Bu arada kızdıkları konuşma da şöyle;
“Benim yönetmem olmamda Boğaziçi Üniversitesi’nin büyük bir katkısı vardır. Ülkesinin en güzide eğitim kurumunu ele geçirilecek bir kale olarak gören zorba bir zihniyetin saldırısı altında. Utanıyorum. Bu ülkenin bu nadide kurumuna yapılan saldırıdan gerçekten utanıyorum. Ama Boğaziçi Üniversitesi direniyor. Kazanacak. Sadece Boğaziçi Üniversitesi değil, zorbalığa karşı direnen herkes kazanacak. Gezi direnişçileri kazanacak. Hemen yanı başımızda diktatöre karşı direnen Ukrayna halkı kazanacak. Zalim mollalara direnen kadınlar kazanacak. Bütün bu direnişçiler tiranlara zorbalara şunları söylüyor: Kazanamayacaksınız. Tarih sizin yanınızda değil. Yıllar sonra hatıranızın önünde eğilecek kimseyi bulamayacaksınız.”
CANIMI SIKAN ŞEYLER
40 gün ertelenen doktor randevusu yine iptal edildi
Eylül ayı başında Beylerbeyi sakini bir dostumun başına geleni yazmıştım.

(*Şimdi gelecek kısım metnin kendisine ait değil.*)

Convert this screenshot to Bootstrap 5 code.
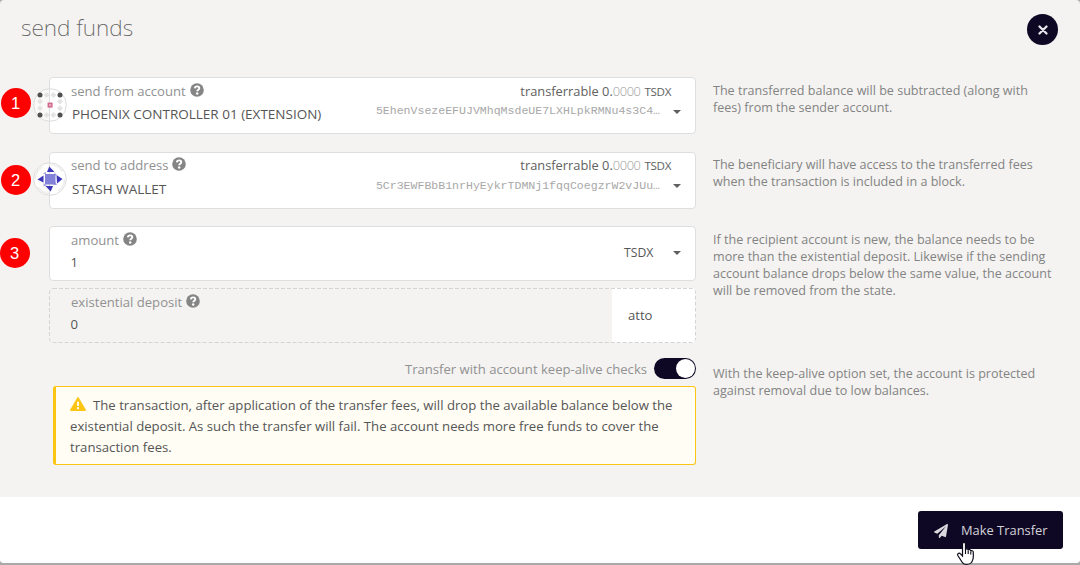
<!DOCTYPE html>
<html lang="en">
<head>
<meta charset="utf-8">
<meta name="viewport" content="width=device-width, initial-scale=1">
<title>send funds</title>
<link rel="stylesheet" href="https://cdn.jsdelivr.net/npm/bootstrap@5.3.0/dist/css/bootstrap.min.css">
<style>
  body { font-family: "Open Sans", "Noto Sans", sans-serif; font-size: 13.1px; line-height: 20px; color: #565656; background: #a9a9a9; overflow: hidden; }
  .dialog { height: 563px; background: #f4f3f1; border-radius: 4px; overflow: hidden; }
  .dialog-head { height: 77px; padding: 13px 22px 0 21px; }
  .dialog-head h1 { font: 200 22.7px/30px "Noto Sans", sans-serif; color: #606060; }
  .close-btn { width: 31px; height: 31px; background: #0f0825; margin-top: 1px; }
  .form-grid { display: grid; grid-template-columns: 647px 346px; column-gap: 17px; padding-left: 49px; height: 420px; grid-template-rows: 75px 74px 132px auto; align-items: start; }
  .hint { font-size: 12.57px; line-height: 17px; color: #838383; padding-top: 5px; white-space: nowrap; }
  .field { background: #fff; border: 1px solid #dededf; border-radius: 4px; padding: 4px 0 0 21px; }
  .acct { height: 57px; }
  .acct.to { padding-top: 3px; }
  .num { height: 55px; }
  .static { background: #f4f3f1; border: 0; border-radius: 4px; overflow: hidden; padding: 5px 0 0 22px; margin-top: 7px; }
  .dash { top: 0; left: 0; pointer-events: none; }
  .lbl { color: #919191; line-height: 19px; }
  .q { width: 14px; height: 14px; margin-left: 4px; margin-top: 1px; }
  .acct-name { font-size: 13.5px; margin: 3px 0 0 1px; }
  .balance { right: 24px; top: 4px; line-height: 19px; font-size: 12.85px; color: #616161; }
  .to .balance { top: 3px; }
  .balance i { font-style: normal; font-weight: 300; color: #9a9a9a; letter-spacing: -.4px; }
  .balance b { font-weight: 400; font-size: 11.6px; letter-spacing: -.35px; margin-left: 4px; }
  .addr { right: 35px; top: 24px; font: 11.56px/18px "Liberation Mono", monospace; color: #a8a8a8; }
  .caret { border: 4px solid transparent; border-top-color: #606060; border-bottom: 0; width: 0; height: 0; }
  .caret-pos { right: 14px; top: 32px; }
  .to .caret-pos { top: 31px; }
  .identicon { left: -17px; top: 10px; }
  .step { width: 30px; height: 30px; background: #fe0000; font: 16.5px/30px "Liberation Sans", sans-serif; }
  .unit { width: 84px; }
  .amount-unit { padding: 0 14px 0 13px; margin-top: -5px; font-size: 12.2px; }
  .toggle { width: 42px; height: 21px; background: #0f0825; border-radius: 11px; padding: 1px; }
  .toggle span { width: 19px; height: 19px; }
  .warn { margin: 7px 0 0 4px; height: 79px; background: #fffdf4; border: 1px solid #fdc513; border-left-width: 3px; border-radius: 3px; padding: 8px 0 0 14px; line-height: 21px; white-space: nowrap; font-size: 13.18px; }
  .dialog-foot { height: 66px; padding: 14px 17px 0 0; }
  .send-btn { width: 145px; height: 38px; background: #0f0825; color: #d4d3d9; border-radius: 3px; font-size: 12.9px; padding-left: 16px; }
  .pointer { left: 957px; top: 541px; }
</style>
</head>
<body>
<svg class="d-none">
  <symbol id="help" viewBox="0 0 14 14"><circle cx="7" cy="7" r="6.8" fill="#858585"/><path d="M4.8 5.4C5 3.9 6 3.4 7.100 3.400C8.400 3.400 9.300 4.200 9.300 5.200C9.300 6.800 7.200 6.700 7.200 8.300" fill="none" stroke="#fff" stroke-width="1.900"/><circle cx="7.200" cy="10.500" r="1.200" fill="#fff"/></symbol>
</svg>
<div class="dialog">
  <header class="dialog-head d-flex justify-content-between align-items-start">
    <h1 class="m-0">send funds</h1>
    <button class="close-btn btn rounded-circle p-0 border-0 d-flex align-items-center justify-content-center" aria-label="Close">
      <svg width="10" height="10" viewBox="0 0 10 10"><path d="M1.500 1.500L8.500 8.500M8.500 1.500L1.500 8.500" stroke="#e6e5e9" stroke-width="2.300" stroke-linecap="round"/></svg>
    </button>
  </header>

  <main class="form-grid">
    <div class="field acct position-relative">
      <span class="step position-absolute rounded-circle text-white text-center" style="top:9.500px;left:-49.500px">1</span>
      <svg class="identicon position-absolute" width="34" height="34" viewBox="0 0 34 34">
        <circle cx="17" cy="17" r="16.300" fill="#fff" fill-opacity=".55" stroke="#dcdcdc"/>
        <path d="M16.500 1V33" stroke="#dededf"/>
        <g fill="#505050"><circle cx="7" cy="7" r="2.500"/><circle cx="27" cy="7" r="2.500"/><circle cx="7" cy="27" r="2.500"/><circle cx="27" cy="27" r="2.500"/></g>
        <g fill="#e4e4e4"><path id="dm" d="M13.600 4L16.600 7L13.600 10L10.600 7Z"/><use href="#dm" x="6.800"/><use href="#dm" y="20"/><use href="#dm" x="6.800" y="20"/><use href="#dm" x="-6.600" y="6.600"/><use href="#dm" x="-6.600" y="13.200"/><use href="#dm" x="13.400" y="6.600"/><use href="#dm" x="13.400" y="13.200"/></g>
        <rect x="15.300" y="15.300" width="3.600" height="3.600" fill="#eba5ba" stroke="#d0678b" stroke-width="1.400"/>
      </svg>
      <div class="lbl d-flex">send from account<svg class="q"><use href="#help"/></svg></div>
      <div class="acct-name">PHOENIX CONTROLLER 01 (EXTENSION)</div>
      <div class="balance position-absolute">transferrable 0.<i>0000</i><b>TSDX</b></div>
      <div class="addr position-absolute">5EhenVsezeEFUJVMhqMsdeUE7LXHLpkRMNu4s3C4…</div>
      <span class="caret caret-pos position-absolute"></span>
    </div>
    <p class="hint m-0">The transferred balance will be subtracted (along with<br>fees) from the sender account.</p>

    <div class="field acct to position-relative">
      <span class="step position-absolute rounded-circle text-white text-center" style="top:11.500px;left:-49.500px">2</span>
      <svg class="identicon position-absolute" style="top:9px" width="34" height="34" viewBox="0 0 34 34">
        <circle cx="17" cy="17" r="16.300" fill="#fff" fill-opacity=".8" stroke="#dcdcdc"/>
        <circle cx="17" cy="17" r="14.500" fill="none" stroke="#eee" stroke-width="1.500" stroke-dasharray="14 8.800"/>
        <path d="M16.500 1V33" stroke="#dededf"/>
        <g fill="#3c37b8"><path d="M16.300 4.500L21.500 10H14Z"/><path d="M23.500 13L29.500 17L24 21.500Z"/><path d="M12.500 24H20L17.700 29.500Z"/><path d="M4.500 17.500L10.500 13.500V20.500Z"/></g>
        <g fill="#a9a7e3"><path d="M10.500 11L13 10V12H10.500ZM21 10L24 13L22.500 14ZM22.500 20L24 23H20ZM10.500 21L14 24H10.500Z"/></g>
        <rect x="12" y="12" width="10.500" height="10.500" fill="#8481d9"/>
      </svg>
      <div class="lbl d-flex">send to address<svg class="q"><use href="#help"/></svg></div>
      <div class="acct-name" style="margin-top:4px">STASH WALLET</div>
      <div class="balance position-absolute">transferrable 0.<i>0000</i><b>TSDX</b></div>
      <div class="addr position-absolute">5Cr3EWFBbB1nrHyEykrTDMNj1fqqCoegzrW2vJUu…</div>
      <span class="caret caret-pos position-absolute"></span>
    </div>
    <p class="hint m-0" style="padding-top:4px">The beneficiary will have access to the transferred fees<br>when the transaction is included in a block.</p>

    <div class="d-flex flex-column">
      <div class="field num d-flex position-relative">
        <span class="step position-absolute rounded-circle text-white text-center" style="top:10.500px;left:-50.500px">3</span>
        <div class="flex-grow-1">
          <div class="lbl d-flex">amount<svg class="q"><use href="#help"/></svg></div>
          <div style="margin:2px 0 0 -.500px">1</div>
        </div>
        <div class="unit amount-unit d-flex align-items-center justify-content-between"><span>TSDX</span><span class="caret"></span></div>
      </div>
      <div class="static num d-flex position-relative">
        <div class="flex-grow-1">
          <div class="lbl d-flex">existential deposit<svg class="q"><use href="#help"/></svg></div>
          <div style="margin:2px 0 0 -.500px">0</div>
        </div>
        <div class="unit bg-white" style="margin-top:-5px;padding:17px 0 0 16px">atto</div>
        <svg class="dash position-absolute" width="647" height="55"><rect x=".5" y=".5" width="646" height="54" rx="3.500" fill="none" stroke="#d4d4d4" stroke-dasharray="4 2"/></svg>
      </div>
    </div>
    <p class="hint m-0">If the recipient account is new, the balance needs to be<br>more than the existential deposit. Likewise if the sending<br>account balance drops below the same value, the account<br>will be removed from the state.</p>

    <div>
      <div class="d-flex justify-content-end align-items-center"><span class="lbl" style="margin:2px 7px 0 0">Transfer with account keep-alive checks</span>
        <span class="toggle d-flex justify-content-end"><span class="bg-white rounded-circle"></span></span></div>
      <div class="warn"><svg width="16" height="14" viewBox="0 0 16 14" style="margin:-4px 7px 0 0"><path d="M8 .8L15.200 13.200H.8Z" fill="#fdc513" stroke="#fdc513" stroke-width="1.500" stroke-linejoin="round"/><path d="M8 4.800V9" stroke="#fffdf4" stroke-width="1.900"/><circle cx="8" cy="11.200" r="1.150" fill="#fffdf4"/></svg>The transaction, after application of the transfer fees, will drop the available balance below the<br>existential deposit. As such the transfer will fail. The account needs more free funds to cover the<br>transaction fees.</div>
    </div>
    <p class="hint m-0" style="padding-top:7px">With the keep-alive option set, the account is protected<br>against removal due to low balances.</p>
  </main>

  <footer class="dialog-foot bg-white d-flex justify-content-end align-items-start">
    <button class="send-btn btn border-0 d-flex align-items-center pb-0 pe-0" style="padding-top:1px">
      <svg width="14" height="14" viewBox="0 0 512 512" fill="#dad9de" style="margin-right:13px"><path d="M476 3.200L12.500 270.600c-18.100 10.400-15.800 35.600 2.200 43.200L121 358.400l287.300-253.200c5.500-4.900 13.300 2.600 8.600 8.300L176 407v80.500c0 23.600 28.500 32.900 42.500 15.800L282 426l124.600 52.200c14.200 6 30.400-2.900 33-18.200l72-432C515 7.800 493.300-6.800 476 3.200z"/></svg>
      Make Transfer
    </button>
  </footer>
</div>
<svg class="pointer position-absolute" width="17" height="24" viewBox="0 0 17 24"><path d="M5.500 15V3C5.500.9 8.500.9 8.500 3V9C8.500 7.400 11.200 7.400 11.200 9.300C11.500 8 13.800 8.300 13.800 10.200C14.300 9.200 16.300 9.600 16.300 11.300V16C16.300 19 15 20 14.500 21.500Q13 23.400 9.500 23.400Q6.500 23.400 5.300 21.500L1 14.800C-.2 12.800 2.200 11.200 3.500 12.800Z" fill="#fff" stroke="#0a0a18" stroke-width="1.200"/><path d="M8.500 9V13M11.200 9.500V13M13.800 10.500V13.500" stroke="#0a0a18" stroke-width="1.100"/></svg>
<script src="https://cdn.jsdelivr.net/npm/bootstrap@5.3.0/dist/js/bootstrap.bundle.min.js"></script>
</body>
</html>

Bu dostum bin bir uğraş sonunda Beykoz Devlet Hastanesi’nden üroloji servisi için randevu almıştı.
Randevu neredeyse bir ay sonraya 2 Eylül gününe verilmişti.
Ancak muayene günü geldiğinde üroloji uzmanının AKP’nin düzenlediği sünnet şöleni için görevlendirdiği bu nedenle randevunun ileri bir tarihe ertelendiği telefon mesajı ile bildirilmişti dostuma.
Yeni randevu tam 40 gün sonraya verilmişti.
40 gün geçti ve dostum hastaneye gitmeye hazırlanırken yeni bir telefon mesajı gelmiş.
Mesajda “Randevunuz olan uzman hekimimiz raporlu olduğu için muayeneniz iptal edilmiştir” yazıyor.
Dostum gitmiş yine de hastaneye tabii.
Biraz bağırmış çağırmış, ama ne çare.
Bakalım yeni randevu kaç gün sonraya verilecek ve bu kez gerçekten doktor yerinde olacak mı?